Tevhid ile Teslis asla bir olamaz. Birbirleriyle uyuşmayan bu iki akidenin ikisini de doğru ve hak olarak göstermek akla, mantığa, vicdana, Kur’an’a, Sünnete, icmâ-i ümmete, izana aykırıdır.
Kaldı ki, genel ve geniş mânâsıyla İslam, Âdem aleyhisselam’dan beri hak dindir. İslam’ın inanç temelleri ve ana ilkeleri başlangıçtan beri aynıdır. Teslis inancını Pavlos çıkartmıştır. Hazret-i İsa Efendimizin böyle bir inaçla ilgisi olamaz.
Biz Müslümanlar bütün Peygamberlere iman ederiz. Onlardan hiçbirini inkâr ve tekzib etmeyiz. Böyle bir inkâr kişiyi Müslümanlıktan çıkartır.

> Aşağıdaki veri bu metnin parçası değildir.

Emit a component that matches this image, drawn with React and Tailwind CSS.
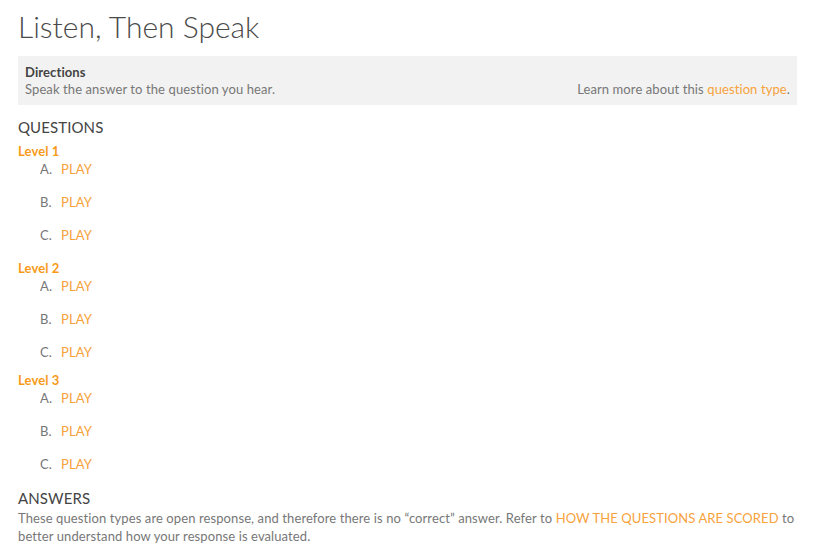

Yine biz Müslümanlar Allah’ın göndermiş olduğu bütün kitaplara iman ederiz. Tevrata da, İncil’e de. Lakin bu kutsal kitaplara zamanla kul sözü karıştırılmıştır. Kur’ana, Tevhide, Muhammed aleyhissalatü vesselamın ilahî vahiy ve ilhama dayalı öğretilerine ters düşen yerlerini kabul etmeyiz, onlara tahrif edilmiş parçalar olarak bakarız.
Hazret-i Muhammed’in gelmesinden sonra, ondan önceki dinlerin hükmü kalmamıştır. Risalet-i Muhammedî kendisine ulaşan herkes iman etmekle mükelleftir.
Diyalogcular, bilerek veya bilmeyerek imansızlığı meşrulaştırmak istiyorlarsa, bunun neticelerine katlanmaya, cezasını çekmeye hazır ve razı olmalıdırlar.